## Objective:
Only lines holding the word "picture" should be copied from the material.

## Provided material:

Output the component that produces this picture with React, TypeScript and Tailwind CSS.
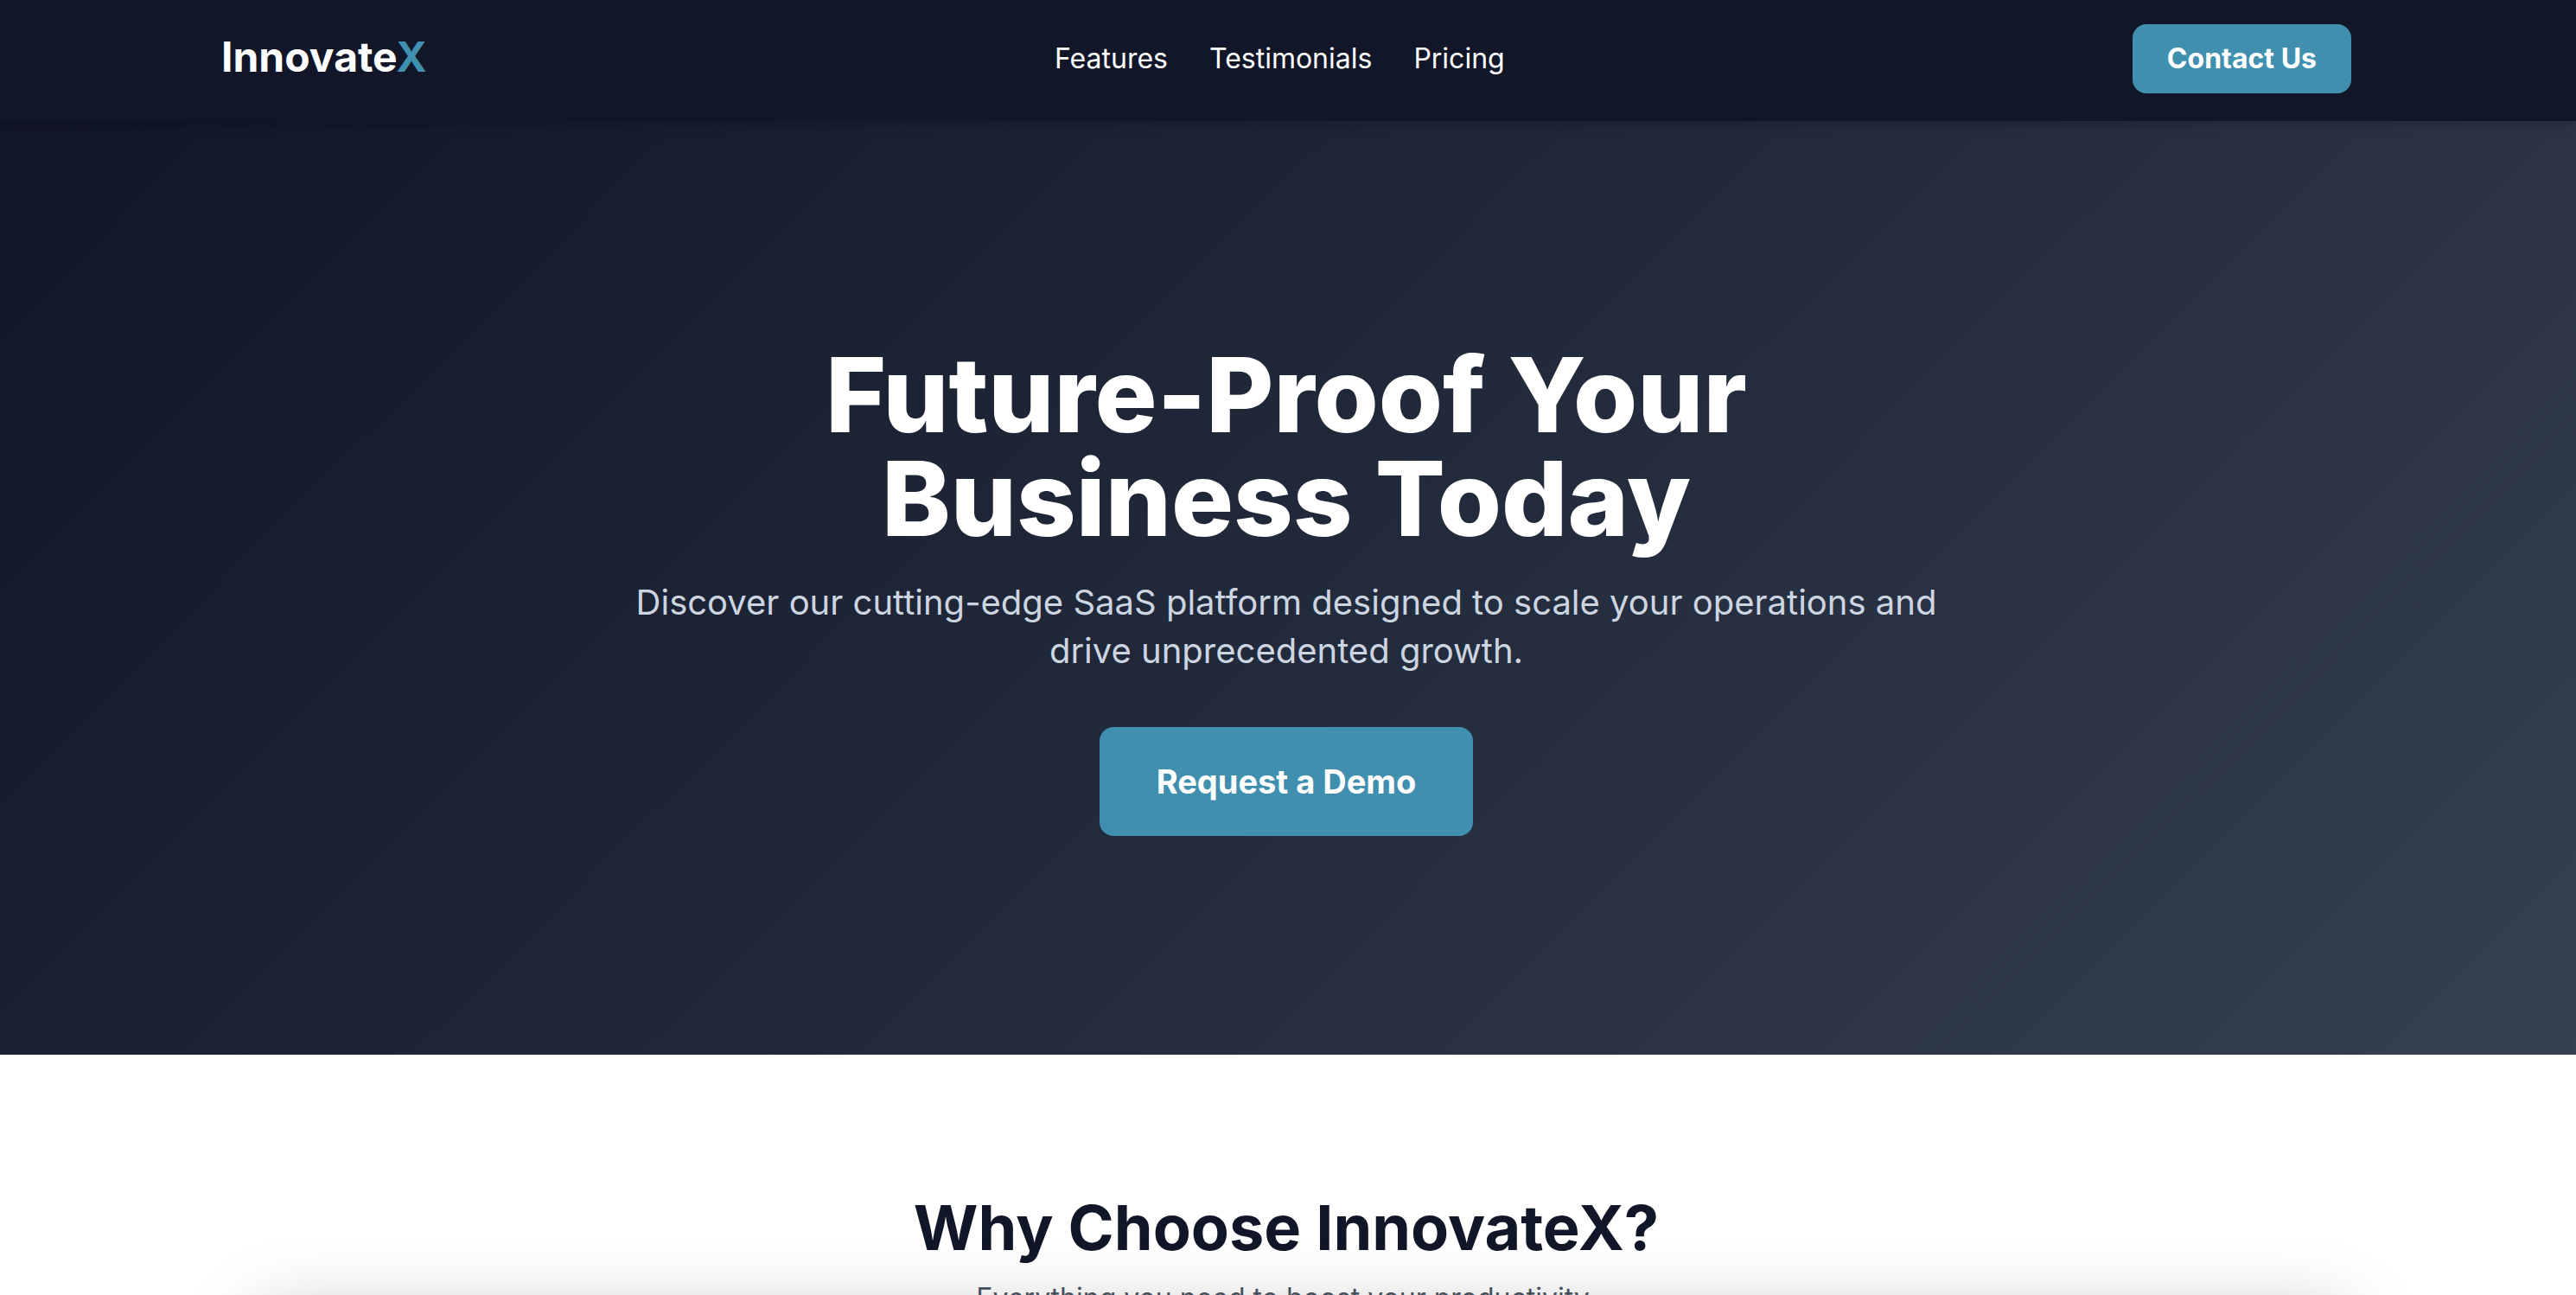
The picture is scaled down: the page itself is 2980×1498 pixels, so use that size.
const navLinks = [
  { label: "Features", href: "#features" },
  { label: "Testimonials", href: "#testimonials" },
  { label: "Pricing", href: "#pricing" },
];

function Header() {
  return (
    <header className="relative z-10 bg-[#111628] pt-7 pr-1 pb-8 shadow-[0_8px_12px_-2px_rgba(0,0,0,0.1),0_4px_8px_-2px_rgba(0,0,0,0.06)]">
      <div className="mx-auto flex max-w-[2560px] items-center justify-between px-12">
        <a href="#" className="pb-1 text-5xl leading-[64px] font-bold text-white">
          Innovate<span className="text-[#408fae]">X</span>
        </a>
        <nav aria-label="Main" className="flex gap-12">
          {navLinks.map((link) => (
            <a key={link.href} href={link.href} className="text-[32px] leading-12 text-white">
              {link.label}
            </a>
          ))}
        </nav>
        <button type="button" className="h-20 rounded-2xl bg-[#408fae] px-10 text-[32px] leading-12 font-bold text-white">
          Contact Us
        </button>
      </div>
    </header>
  );
}

function Hero() {
  return (
    <section className="flex h-[1080px] flex-col items-center justify-center bg-linear-135 from-[#111628] via-[#212a3a] to-[#354052] pt-1 pr-13 pl-12 text-center">
      <h1 className="max-w-[1200px] text-[120px] leading-[120px] font-extrabold text-white">
        Future-Proof Your Business Today
      </h1>
      <p className="mt-8 max-w-[1536px] text-[40px] leading-14 text-[#cdd5e0]">
        Discover our cutting-edge SaaS platform designed to scale your operations and drive unprecedented growth.
      </p>
      <button type="button" className="mt-15 h-[126px] rounded-2xl bg-[#408fae] px-[66px] text-[38px] leading-14 font-bold text-white">
        Request a Demo
      </button>
    </section>
  );
}

function Features() {
  return (
    <section id="features" className="pt-40 pr-13 pl-12 text-center">
      <h2 className="text-[72px] leading-20 font-bold text-[#111628]">Why Choose InnovateX?</h2>
      <p className="mt-4 text-[32px] leading-13 text-[#4b5563]">Everything you need to boost your productivity.</p>
    </section>
  );
}

/* Dialog parked just below the window; only its shadow reaches the page. */
function HiddenSheet() {
  return (
    <div
      aria-hidden="true"
      className="fixed right-67 bottom-0 left-75 z-20 h-80 translate-y-full bg-white shadow-[0_24px_80px_0_rgba(0,0,0,0.25)]"
    />
  );
}

export default function App() {
  return (
    <div className="h-screen overflow-hidden bg-white font-['Inter',sans-serif]">
      <Header />
      <Hero />
      <Features />
      <HiddenSheet />
    </div>
  );
}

## Task result:
Output the component that produces this picture with React, TypeScript and Tailwind CSS.
The picture is scaled down: the page itself is 2980×1498 pixels, so use that size.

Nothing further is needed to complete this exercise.